If we were using politically (social) correct language and being honest, we should view the statement as "missing context."

Yes, the rates were remarkably high. No, there wasn't a massive spike in revenue nor was there a drop in revenue after the rates were cut. Even if there were, it's important to take motivation into consideration along with other factors.

Eisenhower favored balanced budgets to tax cuts. We still had something resembling a gold standard. There wasn't as much of a delusion at the time that we could spend all we want and just keep spending money. Just to start with the differences between somebody like Eisenhower and people like Bernie and AOC is that Eisenhower's motivation was to balance the budget and not to use tax rates as a means to create more income equality; nor was the motivation to expand government power.

We know that Bernie and "The Squad" aren't motivated by balancing the budget. Bernie's new policy proposal, according to the Wall Street Journal, would be North of five trillion dollars and that's with us already spending at a massive deficit. AOC is a vocal supporter of the cult of Modern Monetary Theory which maintains that a government that prints its own currency will never default (ya know, because Greece doesn't exist); so, balancing the budget isn't even on her radar.

The only thing that I can find that Eisenhower had in common with Sanders and The Squad economically is high tax rates on the rich and being wrong about that policy.

In basic economics, the word "optimal" is used a lot.
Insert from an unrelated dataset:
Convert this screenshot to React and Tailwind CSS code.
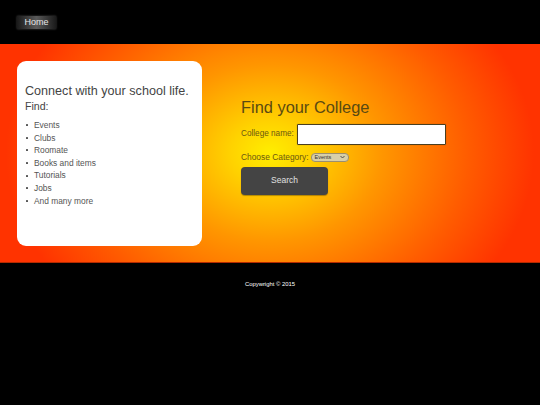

Philosophically I believe that the only correct tax rate is 0% for everyone; but, while we have the mass murder machines that we call "government" stealing our money, we need to talk about what's "optimal."
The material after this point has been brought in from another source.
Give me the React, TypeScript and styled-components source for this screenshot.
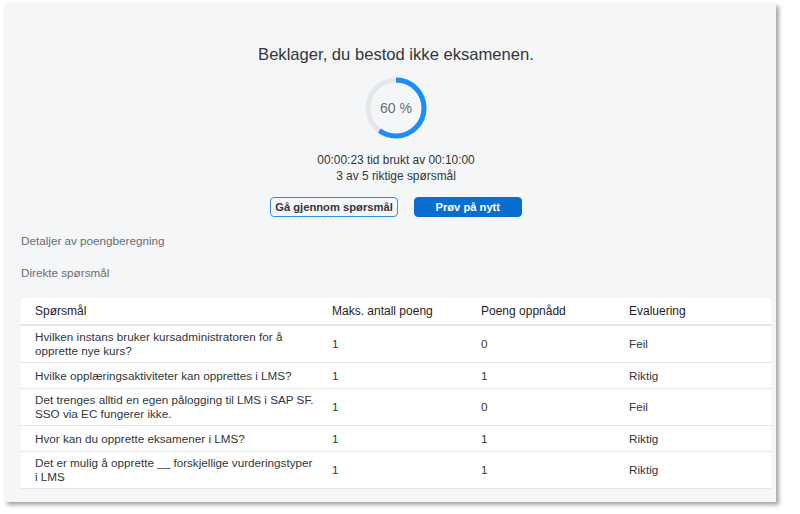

Almost every big spending politician seems to want to live under the impression that, if we got a trillion dollars out of the 1% by taxing them 50% we'll get 1.9 trillion dollars by taxing them 90%. The data don't show that. Revenue has been largely flat in both income and capital gains taxes for the last century regardless of the rates. There's an optimal rate to be charged at which the time, effort, and cost of creatively avoiding the tax is more expensive than simply paying it.

Eisenhower is much more different than Sanders than he is similar on economics. The media are good at hiding this fact. They love to say that Eisenhower showed us that we can be prosperous with high taxes on the rich. Relatively, yes, he did. But, did the high taxes help our prosperity or hurt it? We're we prosperous because of the high taxes or despite them?

There are more data to support the latter.